I'm not going to rehash a scene-by-scene account of Terminator 2's perfection, but I DO think it's worth noting the exact elements in the movie that make the third Terminator completely incomprehensible. First of all, the ultimate strength in T2 rests on its ability to successfully navigate the time travel paradox. In a previous blog post, I mentioned that the only way a movie can legitimately deal with time travel is to either embrace it full-on (ala Back to the Future) or to barely acknowledge it. Terminator does the latter, understanding that attempting to explain it while Arnold and Edward Furlong are shooting bullets into liquid metal entities would detract from the story line and confuse lesser mortals. (I suppose in the world of Terminators, EVERYONE is pretty much a lesser mortal.)

For those of you not well-versed in the actual plot that necessitates the need for Arnold androids to wander around Los Angeles killing people (until the second half of T2, when Edward Furlong injects some necessary humanity into the robot, causing it merely to wound rather than destroy), I'll try to sum it up succintly so as to avoid confusion and whatnot. If you have already seen the Terminators, just scroll down. In the first movie, a Terminator tries to kill Sarah Connor so she can't give birth to John Connor, who is projected to grow up and lead a human army to rid the earth of Terminators. It is unsuccessful, and the Terminator ends up being crushed in a hydraulic press. Flash forward to the second movie - a piece of the first Terminator survived, and scientists are using its technological attributes to advance their computer research shizzle, which in time will result in a computer that thinks for itself and starts a nuclear war with Russia, wiping out most of mankind in the process. Hardcore. (I suspect the script was written before the Wall came down.) Thus, at the end of the second movie, great pains are taken to destroy not only the research that the scientists have done so that no one can copy their work, but Arnold allows himself to be lowered into molten lava so his Terminator qualities can't be exploited for the same purpose as before. All of these actions are successful, so Terminator 2 ends with the understanding that THERE IS NO POSSIBLE WAY THAT THE NUCLEAR WAR CAN STILL OCCUR.

And yet Terminator 3 exists. It makes no sense. In his desire to pick up an extra $20 million, elderly Terminator Arnold claims that those actions only "postponed" the war. Bullshit. No explanation is given for how a self-aware computer can be created with no spare Terminator parts, nor is it understood how a female Terminator just materializes in the storyline, though one would think that the future Terminators from 2029 would have wanted to send her back in the first one - I'm guessing she would have been able to get the job done.

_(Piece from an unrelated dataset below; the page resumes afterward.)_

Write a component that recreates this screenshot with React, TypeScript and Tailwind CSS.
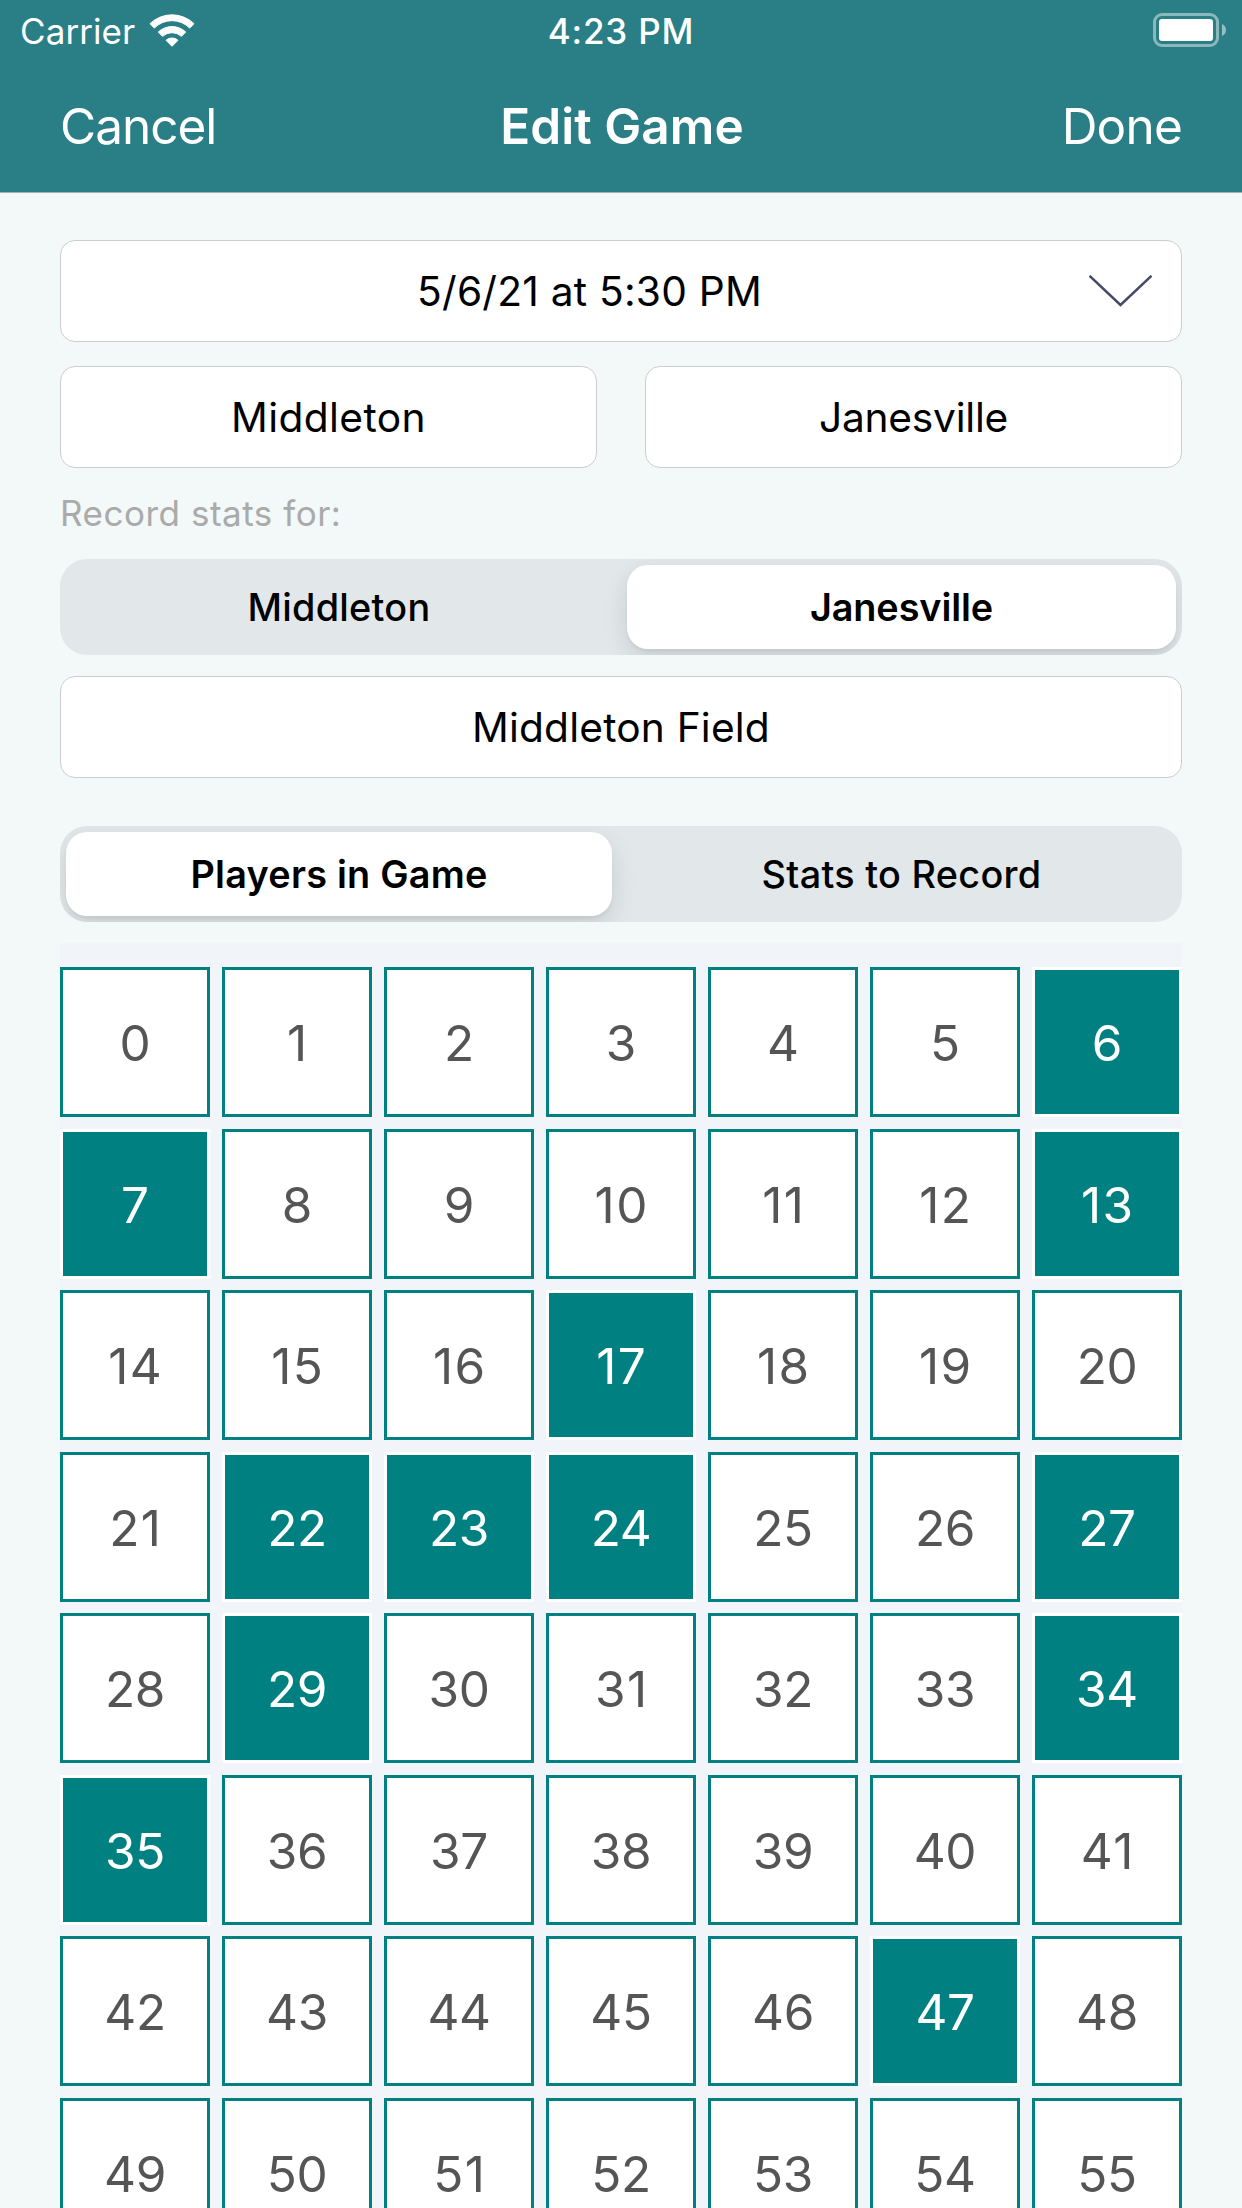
import type { ReactNode } from 'react';
import clsx from 'clsx';

const selected = new Set([6, 7, 13, 17, 22, 23, 24, 27, 29, 34, 35, 47]);
const players = Array.from({ length: 56 }, (_, n) => n);

function WifiIcon() {
  return (
    <svg width="47" height="35" viewBox="0 0 47 35" fill="#fff" stroke="#fff" strokeWidth="1" strokeLinejoin="round">
      <path d="M0.9 10.7 A32 32 0 0 1 45.1 10.7 L40.7 15 A25 25 0 0 0 5.3 15 Z" />
      <path d="M9.2 19.1 A20 20 0 0 1 36.8 19.1 L32.4 23.3 A14 14 0 0 0 13.6 23.3 Z" />
      <path d="M17 27.3 A9 9 0 0 1 29 27.3 L23 33.3 Z" />
    </svg>
  );
}

function BatteryIcon() {
  return (
    <div className="flex items-center gap-[3px]">
      <div className="h-[34px] w-[66px] rounded-[9px] border-[3px] border-white/45 p-[3px]">
        <div className="h-full rounded-[3px] bg-white" />
      </div>
      <svg width="4" height="12" viewBox="0 0 4 12">
        <path d="M0 0 C2.4 1 4 3.2 4 6 S2.4 11 0 12 Z" fill="#fff" fillOpacity="0.5" />
      </svg>
    </div>
  );
}

function StatusBar() {
  return (
    <div className="grid h-[60px] grid-cols-3 items-center text-[35px] leading-[42px]">
      <div className="flex items-center pl-[20px]">
        <span className="pt-[2px] tracking-[0.08px]">Carrier</span>
        <span className="ml-[14px]">
          <WifiIcon />
        </span>
      </div>
      <span className="pt-[2px] text-center font-medium tracking-[0.8px]">4:23 PM</span>
      <div className="flex justify-end pr-[16px]">
        <BatteryIcon />
      </div>
    </div>
  );
}

function NavBar() {
  return (
    <div className="grid h-[132px] grid-cols-3 items-center px-[60px] text-[49.5px] leading-[60px]">
      <span className="tracking-[-1px]">Cancel</span>
      <span className="pl-[2px] text-center font-semibold whitespace-nowrap tracking-[0.05px]">Edit Game</span>
      <span className="text-right tracking-[-0.8px]">Done</span>
    </div>
  );
}

function Field({ children, className }: { children: ReactNode; className?: string }) {
  return (
    <div
      className={clsx(
        'flex h-[102px] items-center rounded-[15px] border border-[#cdcdcd] bg-white text-[40.7px] leading-[50px] text-black',
        className,
      )}
    >
      {children}
    </div>
  );
}

function Segmented({ left, right, active, className }: { left: string; right: string; active: 'left' | 'right'; className?: string }) {
  const on = 'rounded-[21px] bg-white font-semibold shadow-[0_9px_24px_rgba(0,0,0,0.12),0_3px_3px_rgba(0,0,0,0.04)]';
  const off = 'font-medium';
  return (
    <div
      className={clsx(
        'grid h-[96px] grid-cols-[546px_549px] gap-[15px] overflow-hidden rounded-[27px] bg-[#e2e8ea] p-[6px] text-[37.8px] leading-[46px] text-black',
        className,
      )}
    >
      <div className={clsx('flex items-center justify-center tracking-[0.25px]', active === 'left' ? on : off)}>{left}</div>
      <div className={clsx('flex items-center justify-center', active === 'right' ? 'tracking-[-0.09px]' : 'tracking-[0.3px]', active === 'right' ? on : off)}>
        {right}
      </div>
    </div>
  );
}

// Pairs that contain the narrow "1" are set looser than the others.
function digitTracking(n: number) {
  if (n < 10) return '';
  return String(n).includes('1') ? 'pl-[1.4px] tracking-[1.4px]' : 'tracking-[-0.4px]';
}

export default function App() {
  return (
    <div className="h-[2208px] w-[1242px] overflow-hidden bg-[#f3f9f8] font-[Inter,sans-serif]">
      <header className="h-[193px] border-b border-[#a9adae] bg-[#2a7e85] text-white">
        <StatusBar />
        <NavBar />
      </header>

      <main className="flex flex-col px-[60px] pt-[47px]">
        <Field>
          <span className="flex-1 pt-[2px] pl-[29px] text-center tracking-[0.22px]">5/6/21 at 5:30 PM</span>
          <svg className="mr-[29px]" width="63" height="32" viewBox="0 0 63 32" fill="none" stroke="#454a68" strokeWidth="2.5">
            <path d="M0.5 0.8 L31.5 30 L62.5 0.8" />
          </svg>
        </Field>

        <div className="mt-[24px] grid grid-cols-2 gap-[48px]">
          <Field className="justify-center pt-[2px] tracking-[0.4px]">Middleton</Field>
          <Field className="justify-center pt-[2px] tracking-[-0.23px]">Janesville</Field>
        </div>

        <div className="mt-[24px] h-[42px] text-[35px] leading-[42px] tracking-[0.52px] text-[#aaaaaa]">Record stats for:</div>

        <Segmented className="mt-[25px]" left="Middleton" right="Janesville" active="right" />

        <Field className="mt-[21px] justify-center pt-[2px] tracking-[0.18px]">Middleton Field</Field>

        <Segmented className="mt-[48px]" left="Players in Game" right="Stats to Record" active="left" />

        <div className="mt-[21px] grid auto-rows-[162px_161px] grid-cols-7 gap-x-[12px] bg-[#f1f5f9] pt-[24px]">
          {players.map((n) => (
            <div
              key={n}
              className={clsx(
                'flex h-[150px] items-center justify-center border-[3px] pt-[2px] text-[49.5px] leading-[60px]',
                digitTracking(n),
                selected.has(n) ? 'border-white bg-[#008080] text-white' : 'border-[#008080] bg-white text-[#555555]',
              )}
            >
              {n}
            </div>
          ))}
        </div>
      </main>
    </div>
  );
}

However, now we get into some interesting questions. While completely discounting the existence of the third Terminator installment (mysteriously a box office hit), the idea behind the Sarah Connor Chronicles is much more feasible than a movie about a bunch of machines rising up with a baffled looking, horribly miscast Claire Danes wandering around with the assistance of Nick Stahl, a noble entity in his own right who should stick with half-mutilated Mel Gibson movies. According to my sources, Sarah Connor Chronicles discusses the period of time between the first two Terminators, which admittedly DOES have a lot of unanswered questions and interesting plot developments. From what we can ascertain from T2, Sarah Connor spent most of those years hooking up with former Green Berets to soak up survival and fighting techniques to pass on to her son. Also implied is that she kind of went a bit nuts, seeing as how she's totally normal at the end of the first Terminator movie - though admittedly a bit frazzled from having to kill a Terminator, getting knocked up by a soldier from the future and then subsequently watching said soldier get blown up - and shows up in the second movie completely RIPPED, but with little human empathy and a disturbing propensity toward shooting people and threatening to inject cleaning solvents into the necks of psychologists.

So why is Weenie Enema fundamentally opposed to this new Fox series? The first reason goes back to my declaration at the onset of this post - it's incredibly foolish to tinker with a polished, perfect product. You have nothing to gain and everything to lose. This should have been abundantly clear when a new generation of movie-goers was given the mistaken impression that the Terminator legacy ends with Claire Danes. Heresy. Absolute heresy. Also, besides the moral betrayal demonstrated in The Rise of the Machines, its other major failing is that, aside from Arnold - who even I think is WAY past his prime - no one else associated with the success of the first two Terminators was involved in the process. James Cameron immediately smelled this shizzle a mile away and declined the honor. Edward Furlong appears to have done the same, but since his current favorite pastime is going into restaurants and releasing their lobsters, maybe he had other reasons. I won't watch this new series, so I will never be able to tell you definitively whether this show is technically "good" or not, but knowing that its existence necessitates shitting on the very essence the original Terminator movies were based on is enough to boycott the Sarah Connor Chronicles on moral grounds. Hey, it's only your SOUL.